At risk are hundreds of billions of dollars in jobs, government and industry revenue, and capital investment. Essential to diminishing hopes for an oilsands bonanza are three proposed pipelines, costing $17 billion, to move oil to the U.S. Gulf Coast and to the West Coast for tanker shipment to China. There is no certainty they will be built — even assuming government authorizations.

A fortune from the oilsands was foreseen as recently as the middle of last year. In a study last June, the Canadian Association of Petroleum Producers (CAPP) predicted an increase in oilsands output from 1.8 million barrels per day to 5 million by 2030, plus another million barrels a day of conventional crude oil. The Canadian Energy Research Institute predicted $253 billion in new oilsands investment, generating $1.2 trillion in Alberta government revenue over a 34-year period.
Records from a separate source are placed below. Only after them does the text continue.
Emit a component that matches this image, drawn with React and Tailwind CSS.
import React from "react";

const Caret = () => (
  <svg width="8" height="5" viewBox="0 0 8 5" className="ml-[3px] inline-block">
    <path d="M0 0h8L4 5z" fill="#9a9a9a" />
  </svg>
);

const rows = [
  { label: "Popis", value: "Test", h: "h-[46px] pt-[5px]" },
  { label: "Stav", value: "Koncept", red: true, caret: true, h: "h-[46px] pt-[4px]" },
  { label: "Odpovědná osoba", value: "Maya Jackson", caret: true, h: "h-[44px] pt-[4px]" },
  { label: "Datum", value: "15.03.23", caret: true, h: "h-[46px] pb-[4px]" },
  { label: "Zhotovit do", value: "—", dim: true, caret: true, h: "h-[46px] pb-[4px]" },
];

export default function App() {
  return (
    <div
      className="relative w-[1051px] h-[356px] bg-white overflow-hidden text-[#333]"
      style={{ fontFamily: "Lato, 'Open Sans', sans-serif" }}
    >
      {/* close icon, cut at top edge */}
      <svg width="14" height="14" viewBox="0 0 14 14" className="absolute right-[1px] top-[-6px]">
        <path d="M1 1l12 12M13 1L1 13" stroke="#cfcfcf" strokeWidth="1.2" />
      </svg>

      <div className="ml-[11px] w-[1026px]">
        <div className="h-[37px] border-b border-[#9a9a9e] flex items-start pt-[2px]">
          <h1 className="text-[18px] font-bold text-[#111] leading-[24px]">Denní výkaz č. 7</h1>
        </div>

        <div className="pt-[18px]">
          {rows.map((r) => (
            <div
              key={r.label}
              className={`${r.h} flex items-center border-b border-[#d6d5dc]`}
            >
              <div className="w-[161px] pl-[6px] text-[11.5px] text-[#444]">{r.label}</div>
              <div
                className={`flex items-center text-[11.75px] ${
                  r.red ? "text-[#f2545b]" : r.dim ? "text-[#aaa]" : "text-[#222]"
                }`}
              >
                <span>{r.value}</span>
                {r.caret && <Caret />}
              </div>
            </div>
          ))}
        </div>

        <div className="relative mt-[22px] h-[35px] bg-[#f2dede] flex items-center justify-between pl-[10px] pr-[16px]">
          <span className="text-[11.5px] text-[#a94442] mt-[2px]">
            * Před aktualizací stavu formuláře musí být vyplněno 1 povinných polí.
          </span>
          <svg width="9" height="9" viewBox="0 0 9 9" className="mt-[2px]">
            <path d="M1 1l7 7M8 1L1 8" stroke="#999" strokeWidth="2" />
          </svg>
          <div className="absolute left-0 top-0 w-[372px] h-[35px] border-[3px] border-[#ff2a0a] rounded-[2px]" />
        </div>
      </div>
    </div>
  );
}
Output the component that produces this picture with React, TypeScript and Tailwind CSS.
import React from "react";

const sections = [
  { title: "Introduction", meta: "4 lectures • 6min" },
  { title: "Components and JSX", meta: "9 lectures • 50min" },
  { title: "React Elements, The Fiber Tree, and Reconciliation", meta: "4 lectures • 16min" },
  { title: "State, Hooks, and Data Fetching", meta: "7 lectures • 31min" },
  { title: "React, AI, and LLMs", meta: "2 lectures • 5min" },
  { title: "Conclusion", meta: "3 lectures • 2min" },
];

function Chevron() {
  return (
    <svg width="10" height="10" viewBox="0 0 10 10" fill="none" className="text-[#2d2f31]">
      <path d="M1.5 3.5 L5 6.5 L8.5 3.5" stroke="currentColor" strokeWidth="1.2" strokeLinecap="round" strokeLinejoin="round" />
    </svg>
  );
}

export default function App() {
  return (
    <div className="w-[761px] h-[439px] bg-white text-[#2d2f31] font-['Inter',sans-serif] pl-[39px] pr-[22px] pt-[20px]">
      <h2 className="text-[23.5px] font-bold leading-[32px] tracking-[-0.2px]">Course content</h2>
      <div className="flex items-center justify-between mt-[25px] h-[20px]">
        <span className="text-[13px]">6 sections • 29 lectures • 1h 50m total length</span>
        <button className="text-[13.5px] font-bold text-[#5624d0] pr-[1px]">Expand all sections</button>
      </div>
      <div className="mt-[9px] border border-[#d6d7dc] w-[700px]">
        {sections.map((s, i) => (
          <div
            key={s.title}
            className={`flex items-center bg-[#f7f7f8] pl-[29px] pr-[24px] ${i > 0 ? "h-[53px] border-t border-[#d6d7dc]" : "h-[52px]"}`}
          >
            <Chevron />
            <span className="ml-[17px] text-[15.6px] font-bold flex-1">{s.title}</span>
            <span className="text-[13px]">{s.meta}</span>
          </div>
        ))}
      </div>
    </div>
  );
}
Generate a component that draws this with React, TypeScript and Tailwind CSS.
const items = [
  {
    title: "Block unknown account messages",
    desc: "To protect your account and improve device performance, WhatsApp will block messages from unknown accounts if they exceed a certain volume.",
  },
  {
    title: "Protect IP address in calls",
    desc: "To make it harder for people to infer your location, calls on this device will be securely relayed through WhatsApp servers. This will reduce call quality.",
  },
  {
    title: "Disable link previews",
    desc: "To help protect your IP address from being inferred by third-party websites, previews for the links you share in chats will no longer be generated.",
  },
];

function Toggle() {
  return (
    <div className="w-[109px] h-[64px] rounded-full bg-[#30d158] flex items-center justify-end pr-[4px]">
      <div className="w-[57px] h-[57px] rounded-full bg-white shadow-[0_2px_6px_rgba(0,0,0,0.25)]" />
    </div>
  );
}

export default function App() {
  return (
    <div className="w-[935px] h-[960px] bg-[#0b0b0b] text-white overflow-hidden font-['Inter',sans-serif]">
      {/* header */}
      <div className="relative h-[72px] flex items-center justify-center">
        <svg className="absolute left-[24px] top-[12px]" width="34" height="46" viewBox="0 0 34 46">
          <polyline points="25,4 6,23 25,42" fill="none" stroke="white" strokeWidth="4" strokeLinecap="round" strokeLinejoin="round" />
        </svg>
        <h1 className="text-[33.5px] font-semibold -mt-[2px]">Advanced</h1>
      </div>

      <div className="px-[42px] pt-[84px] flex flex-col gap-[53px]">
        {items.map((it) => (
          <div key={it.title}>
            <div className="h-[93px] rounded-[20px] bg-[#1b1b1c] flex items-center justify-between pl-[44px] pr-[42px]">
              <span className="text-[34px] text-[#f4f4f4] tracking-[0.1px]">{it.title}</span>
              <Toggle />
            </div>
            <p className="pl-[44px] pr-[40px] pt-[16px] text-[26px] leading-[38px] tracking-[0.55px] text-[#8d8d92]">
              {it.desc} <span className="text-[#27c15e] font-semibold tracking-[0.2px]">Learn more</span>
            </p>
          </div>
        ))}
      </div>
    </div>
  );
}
But in November, the International Energy Agency forecast demand for oilsands production at just 3.3 million barrels per day in 2035. Worse was British Petroleum’s 20-year forecast to 2030, published in January. BP expects U.S. oil imports of 11 million barrels a day in 2011 to be slashed 70 per cent by 2030. If BP is correct, Canada will be fortunate to just maintain current oil export sales to the United States, let alone increase them by 2 or 3 million barrels a day.

With this outlook, why would the United States need the controversial Keystone XL pipeline, intended to move oilsands oil to U.S. Gulf Coast refineries? Even assuming Keystone is approved, who will risk investing $7 billion to build it?
A host of factors dims the prospects for the oilsands.

The “shale revolution,” which releases oil and natural gas from buried shale rocks, promises a fivefold increase in the world’s known recoverable oil, according to estimates by the International Energy Agency, and double known gas reserves, according to the U.S.